The Nigerian beverage manufacturer was named Clean Energy Company of the Year and received the Best Food Processing Carbonated Drink Formulation award at the July 3 event in Lagos. The awards are organised by ESG Impact Consulting Limited, which assesses companies across sustainability and environmental impact criteria.

For beverage manufacturers, the clean-energy recognition carries the harder commercial story.

Nigeria’s factories spent ₦1.34 trillion on alternative energy in 2025, up from ₦1.11 trillion a year earlier, according to the Manufacturers Association of Nigeria. Manufacturing capacity utilisation fell from 61.3% in the first half of 2025 to 57.7% in the second.

Energy is no longer a utility problem sitting outside beverage strategy. It is a production cost, margin and capacity question.

Rite Foods Cuts Its Diesel Exposure

Rite Foods said earlier this year that natural gas and solar now account for 95% of its energy mix, leaving diesel at 5%. The manufacturer also reported a 95% reduction in diesel costs following the shift.

That exposure matters in food and beverage manufacturing, where the sector spent ₦229.41 billion on alternative energy in 2024, up from ₦182.76 billion in 2023, according to MAN data reported by The Guardian.
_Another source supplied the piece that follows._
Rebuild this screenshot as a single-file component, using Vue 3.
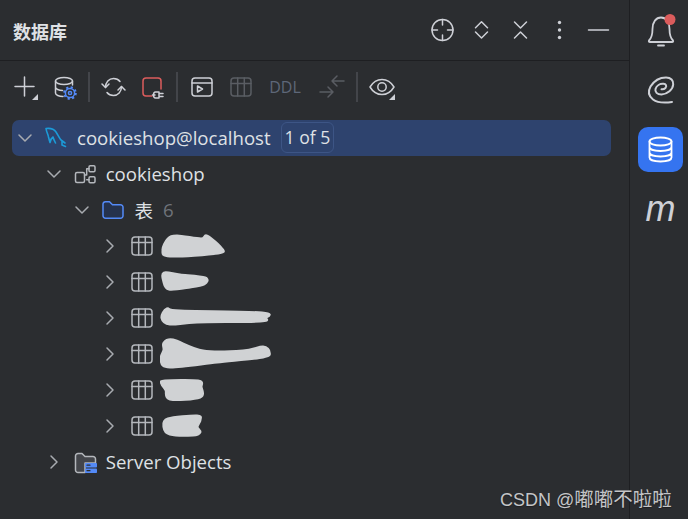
<script setup>
// points of the painted-over table names, smoothed into closed shapes
const smooth = (pts) => {
  const n = pts.length
  let d = `M${pts[0][0]} ${pts[0][1]}`
  for (let i = 0; i < n; i++) {
    const p0 = pts[(i - 1 + n) % n]
    const p1 = pts[i]
    const p2 = pts[(i + 1) % n]
    const p3 = pts[(i + 2) % n]
    const c1 = [p1[0] + (p2[0] - p0[0]) / 6, p1[1] + (p2[1] - p0[1]) / 6]
    const c2 = [p2[0] - (p3[0] - p1[0]) / 6, p2[1] - (p3[1] - p1[1]) / 6]
    d += `C${c1[0].toFixed(1)} ${c1[1].toFixed(1)} ${c2[0].toFixed(1)} ${c2[1].toFixed(1)} ${p2[0]} ${p2[1]}`
  }
  return d + 'Z'
}

const tables = [
  [[3, 22], [8, 11], [17, 8], [41, 11], [47, 8], [61, 20], [58, 25], [10, 28]],
  [[4, 9], [20, 11], [45, 14], [44, 20], [30, 23], [9, 25], [4, 18]],
  [[2, 18], [7, 9], [20, 11], [102, 13], [105, 18], [100, 21], [37, 22], [10, 24]],
  [[1, 24], [4, 14], [4, 7], [13, 4], [43, 15], [83, 15], [103, 11], [109, 16], [103, 21], [57, 26], [10, 31]],
  [[2, 12], [5, 9], [38, 9], [41, 15], [40, 25], [10, 27], [6, 18]],
  [[4, 19], [8, 11], [37, 8], [40, 12], [37, 19], [40, 24], [33, 27], [10, 26]]
].map(smooth)
</script>

<template>
  <div class="window">
    <main class="panel">
      <header class="head">
        <h1 class="title">数据库</h1>
        <div class="head-actions">
          <svg class="hicon" viewBox="0 0 24 24"><circle cx="12" cy="12" r="10.5"/><path d="M12 1.5V7M12 17V22.5M1.5 12H7M17 12H22.5"/></svg>
          <svg class="hicon" viewBox="0 0 24 24"><path d="M6 9.7L12 3.7L18 9.7M6 14L12 20L18 14"/></svg>
          <svg class="hicon" viewBox="0 0 24 24"><path d="M6 4L12 10L18 4M6 20L12 14L18 20"/></svg>
          <svg class="hicon" viewBox="0 0 24 24"><circle class="solid" cx="12" cy="4.5" r="1.7"/><circle class="solid" cx="12" cy="12" r="1.7"/><circle class="solid" cx="12" cy="19.5" r="1.7"/></svg>
          <svg class="hicon" viewBox="0 0 24 24"><path d="M2 12H22"/></svg>
        </div>
      </header>

      <div class="toolbar">
        <svg class="tool" viewBox="0 0 40 40"><path d="M20.5 10V29M11 19.5H30"/><path class="solid" d="M34 27V33H28Z"/></svg>
        <svg class="tool" viewBox="0 0 40 40">
          <ellipse cx="20" cy="14" rx="8.5" ry="3.5"/>
          <path d="M11.5 14V26C11.5 28 15 29.5 19 29.5M28.5 14V18M11.5 20C11.5 22 15 23.5 18.5 23.5"/>
          <circle class="gear" cx="26" cy="26" r="4.6"/>
          <circle class="gear-teeth" cx="26" cy="26" r="5.8"/>
          <circle class="gear" cx="26" cy="26" r="1.6"/>
        </svg>
        <span class="sep sep-a"></span>
        <svg class="tool" viewBox="0 0 40 40">
          <path d="M12.5 20.5C12.5 15 16 11.5 20.5 11.5C23.5 11.5 25.5 12.5 27 14.5M28.5 19.5C28.5 25 25 28.5 20.5 28.5C18 28.5 15.5 27.5 14 25.5"/>
          <path d="M9 17L12.5 20.5L16 17M25 23L28.5 19.5L32 23"/>
        </svg>
        <svg class="tool" viewBox="0 0 40 40">
          <path class="red" d="M19 29H13A3 3 0 0 1 10 26V14A3 3 0 0 1 13 11H25A3 3 0 0 1 28 14V22"/>
          <path d="M19.5 28H22M26 25H22.5C21 25 20.5 26.5 20.5 28C20.5 29.5 21 31 22.5 31H26ZM26 26.5H30M26 29.5H30"/>
        </svg>
        <span class="sep sep-b"></span>
        <svg class="tool" viewBox="0 0 40 40"><rect x="10" y="11" width="20" height="18" rx="3"/><path d="M10 16H30M15.5 19L20.5 22L15.5 25Z"/></svg>
        <svg class="tool off" viewBox="0 0 40 40"><rect x="9" y="11" width="20" height="18" rx="3"/><path d="M9 16.5H29M15.7 11V29M22.3 11V29"/></svg>
        <span class="ddl">DDL</span>
        <svg class="tool off wide" viewBox="0 0 48 40"><path d="M36 14H24M29 9L24 14L29 19M12 25H25M20 20L25 25L20 30"/></svg>
        <span class="sep sep-c"></span>
        <svg class="tool" viewBox="0 0 40 40"><path d="M8 20C11 15 15 12.5 20 12.5C25 12.5 29 15 32 20C29 25 25 27.5 20 27.5C15 27.5 11 25 8 20Z"/><circle cx="20" cy="20" r="4.2"/><path class="solid" d="M33 27V33H27Z"/></svg>
      </div>

      <div class="tree">
        <div class="row selected depth-0">
          <svg class="chev" viewBox="0 0 24 24"><path d="M6 9L12 15L18 9"/></svg>
          <svg class="ricon" viewBox="0 0 22 22"><path class="dolphin" d="M1 1.500C5 1 9 2 11 5C13 8 14 11 16 13L20 16M17 14V18L20.500 19.500M1 1.500C1.500 5 3 7 3.500 10C4 12 4.500 14 5 15.500C5.500 13 6.500 11 8 10C8.500 12 9.500 14 10.500 16"/></svg>
          <span class="label">cookieshop@localhost</span>
          <span class="badge">1 of 5</span>
        </div>

        <div class="row depth-1">
          <svg class="chev" viewBox="0 0 24 24"><path d="M6 9L12 15L18 9"/></svg>
          <svg class="ricon" viewBox="0 0 22 22"><rect x="1.5" y="9.5" width="9" height="10" rx="1.5"/><rect x="15" y="2.7" width="6" height="6" rx="1.2"/><rect x="15" y="13.7" width="6" height="6" rx="1.2"/><path d="M10.5 12H12.7V5.7H15M12.7 16.7H15"/></svg>
          <span class="label">cookieshop</span>
        </div>

        <div class="row depth-2">
          <svg class="chev" viewBox="0 0 24 24"><path d="M6 9L12 15L18 9"/></svg>
          <svg class="ricon" viewBox="0 0 22 22"><path class="folder" d="M1 5A2.5 2.5 0 0 1 3.5 2.7H7.5L10.5 5.7H18.5A2.5 2.5 0 0 1 21 8.2V16.7A2.5 2.5 0 0 1 18.5 19.2H3.5A2.5 2.5 0 0 1 1 16.7Z"/></svg>
          <span class="label">表</span>
          <span class="count">6</span>
        </div>

        <div v-for="(blob, i) in tables" :key="i" class="row depth-3">
          <svg class="chev" viewBox="0 0 24 24"><path d="M9 6L15 12L9 18"/></svg>
          <svg class="ricon" viewBox="0 0 22 22"><rect x="1" y="2" width="20" height="18" rx="3"/><path d="M1 7.5H21M7.7 2V20M14.3 2V20"/></svg>
          <svg class="blob" viewBox="0 0 112 36"><path :d="blob"/></svg>
        </div>

        <div class="row depth-1">
          <svg class="chev" viewBox="0 0 24 24"><path d="M9 6L15 12L9 18"/></svg>
          <svg class="ricon" viewBox="0 0 22 22">
            <path class="folder-grey" d="M1.5 5A2.5 2.5 0 0 1 4 2.5H8L11 5.5H19A2.5 2.5 0 0 1 21.5 8V12H11V21.5H4A2.5 2.5 0 0 1 1.5 19Z"/>
            <rect class="srv" x="11" y="12" width="12" height="4.5" rx=".8"/>
            <rect class="srv" x="11" y="17.5" width="12" height="4.5" rx=".8"/>
            <path class="srv-dot" d="M13 14.2H16M13 19.7H16"/>
          </svg>
          <span class="label">Server Objects</span>
        </div>
      </div>
    </main>

    <aside class="rail">
      <div class="rail-btn">
        <svg viewBox="0 0 45 45" class="rail-icon">
          <path d="M11 33.5C14 30.5 14.5 27 14.5 22C14.5 15 18 10.5 23 10.5C28 10.5 31.5 15 31.5 22C31.5 27 32 30.5 35 33.5C35.5 34.5 35 35 34 35H12C11 35 10.5 34.5 11 33.5Z"/>
          <path d="M20 38.5H26"/>
          <circle class="dot" cx="32" cy="12.5" r="5.5"/>
        </svg>
      </div>
      <div class="rail-btn">
        <svg viewBox="0 0 45 45" class="rail-icon spiral">
          <path d="M34 35C27 36 19 35.500 15 32.500C10.500 29 10 24 12.500 19.500C16 14 22 10.500 28 10.500C33 10.500 35.500 13.500 35.200 17.500C34.800 22.500 29.500 27 23.500 27.500C19 27.500 16.800 25 17.500 22C18.500 18.500 22 16.500 25.500 16.800C28 17 29 19 27.500 21C26.500 22 25 22.500 23.500 22.300"/>
        </svg>
      </div>
      <div class="rail-btn active">
        <svg viewBox="0 0 45 45" class="rail-icon">
          <ellipse cx="22.500" cy="14.500" rx="11" ry="4"/>
          <path d="M11.500 14.500V30.500C11.500 33 16.500 34.500 22.500 34.500C28.500 34.500 33.500 33 33.500 30.500V14.500M11.500 20C11.500 22.500 16.500 24 22.500 24C28.500 24 33.500 22.500 33.500 20M11.500 25.500C11.500 28 16.500 29.500 22.500 29.500C28.500 29.500 33.500 28 33.500 25.500"/>
        </svg>
      </div>
      <div class="rail-btn"><span class="m">m</span></div>
    </aside>

    <div class="watermark">CSDN @<span class="wm-cjk">嘟嘟不啦啦</span></div>
  </div>
</template>

<style scoped>
.window { position: relative; display: flex; width: 688px; height: 519px; overflow: hidden; background: #2b2d30; color: #dfe1e5; font-family: "Open Sans", "Noto Sans CJK SC", sans-serif; font-size: 18.6px; }
svg { display: block; flex: none; fill: none; stroke: #ced0d6; stroke-width: 1.5; stroke-linecap: round; stroke-linejoin: round; }
svg .solid { fill: #ced0d6; stroke: none; }

.panel { width: 629px; flex: none; }
.head { display: flex; align-items: center; justify-content: space-between; height: 60px; padding: 0 11.5px 0 13px; border-bottom: 1px solid #1e1f22; box-sizing: content-box; }
.title { margin: 2px 0 0; font-size: 18px; font-weight: 700; font-family: "Noto Sans CJK SC", sans-serif; color: #dfe1e5; }
.head-actions { display: flex; }
.hicon { width: 24px; height: 24px; padding: 0 7.5px; }

.toolbar { display: flex; align-items: center; height: 52px; padding-left: 4px; }
.tool { width: 40px; height: 40px; }
.tool.wide { width: 48px; }
.tool.off { stroke: #5a5d63; }
.tool .red { stroke: #db5c5c; }
.tool .gear { stroke: #548af7; }
.tool .gear-teeth { stroke: #548af7; stroke-width: 2; stroke-dasharray: 2.2 2.35; stroke-linecap: butt; }
.sep { width: 2px; height: 30px; background: #43454a; flex: none; }
.sep-a { margin: 0 3px 0 4px; }
.sep-b { margin: 0 4px 0 3px; }
.sep-c { margin-right: 4px; }
.ddl { width: 46px; text-align: center; font-size: 16px; color: #5e6778; }

.tree { padding: 7px 18px 0 12px; }
.row { display: flex; align-items: center; height: 36px; border-radius: 7px; }
.row.selected { height: 35.500px; margin-bottom: .5px; background: #2e436e; }
.row.selected .label { margin-top: 0; }
.depth-0 { padding-left: 1px; }
.depth-1 { padding-left: 29.700px; }
.depth-2 { padding-left: 58.400px; }
.depth-3 { padding-left: 86px; }
.chev { width: 24px; height: 24px; stroke: #a8abb0; }
.ricon { width: 22px; height: 22px; margin: 0 10px 0 8px; overflow: visible; stroke: #b4b7bc; }
.depth-3 .ricon { margin-left: 9px; }
.label { white-space: nowrap; margin-top: -2px; }
.badge { margin-left: 10px; padding: 0 3px; height: 29px; font-size: 17.6px; line-height: 29px; border: 1px solid #3d5585; border-radius: 6px; }
.count { margin-left: 10px; margin-top: -1px; color: #6f737a; }
.ricon .dolphin { stroke: #1c9bd8; stroke-width: 1.600; }
.ricon .folder { stroke: #548af7; fill: #25324d; }
.folder-grey { fill: #43454a; }
.srv { fill: #548af7; stroke: none; }
.srv-dot { stroke: #2b2d30; stroke-width: 1.200; }
.blob { width: 112px; height: 36px; margin-left: -3px; stroke: #d0d2d4; stroke-width: 3; fill: #d0d2d4; }

.rail { flex: 1; border-left: 1px solid #1e1f22; padding: 7px 0 0 8px; display: flex; flex-direction: column; gap: 15px; }
.rail-btn { width: 45px; height: 45px; border-radius: 10px; display: flex; align-items: center; justify-content: center; }
.rail-btn.active { background: #3574f0; }
.rail-btn.active .rail-icon { stroke: #fff; }
.rail-icon { width: 45px; height: 45px; stroke-width: 1.800; }
.rail-icon.spiral { stroke-width: 2; }
.rail-icon .dot { fill: #db5c5c; stroke: none; }
.m { font-family: "Liberation Sans", sans-serif; font-style: italic; font-size: 36px; line-height: 1; color: #ced0d6; margin-top: -2px; }

.watermark { position: absolute; left: 500px; top: 487px; font-family: "Liberation Sans", "Noto Sans CJK SC", sans-serif; font-size: 18px; line-height: 24px; white-space: nowrap; color: #c4c5c7; text-shadow: 0 1px 1px #1e1f22; }
.wm-cjk { font-size: 19.500px; }
</style>

<style>
body { background: #2b2d30; }
</style>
Drinkabl.media’s earlier energy investigation found that inefficient equipment, leaking compressed-air systems and poorly insulated boilers can push factory energy losses higher even after manufacturers pay to generate their own power.

The commercial difference is straightforward. A beverage producer that reduces diesel dependence cuts exposure to fuel costs before a bottle reaches the distributor.

For Rite Foods, which produces Bigi carbonated soft drinks and Fearless energy drinks at its Ososa facility in Ogun State, energy efficiency sits directly inside manufacturing economics.

The company’s Ososa plant has also become part of a wider transparency push. Drinkabl.media’s March coverage examined Rite Foods’ decision to open the facility to regulators, journalists and consumer advocates during World Consumer Rights Day.

The Award Now Needs Harder Measurement

Seleem Adegunwa, managing director of Rite Foods, said the latest recognition would push the company to continue investing in responsible manufacturing and cleaner technologies. The award gives Rite Foods another sustainability credential. The next test is disclosure.

A 95% natural gas and solar energy mix tells the market how the factory is powered. Beverage manufacturers increasingly face a harder set of questions around actual emissions reductions, water intensity, packaging recovery and energy consumed per unit of production.

Nigeria’s energy economics are forcing that conversation faster. Manufacturers cannot treat sustainability solely as an ESG (Environmental, Social, and Governance) communications line when alternative power spending has climbed to ₦1.34 trillion. For beverage plants running energy-intensive filling, cooling and processing equipment, cleaner power must increasingly prove its value in operating costs and production resilience.

Rite Foods has collected the award. The more useful industry benchmark will be whether its energy strategy delivers measurable manufacturing gains that competitors can compare.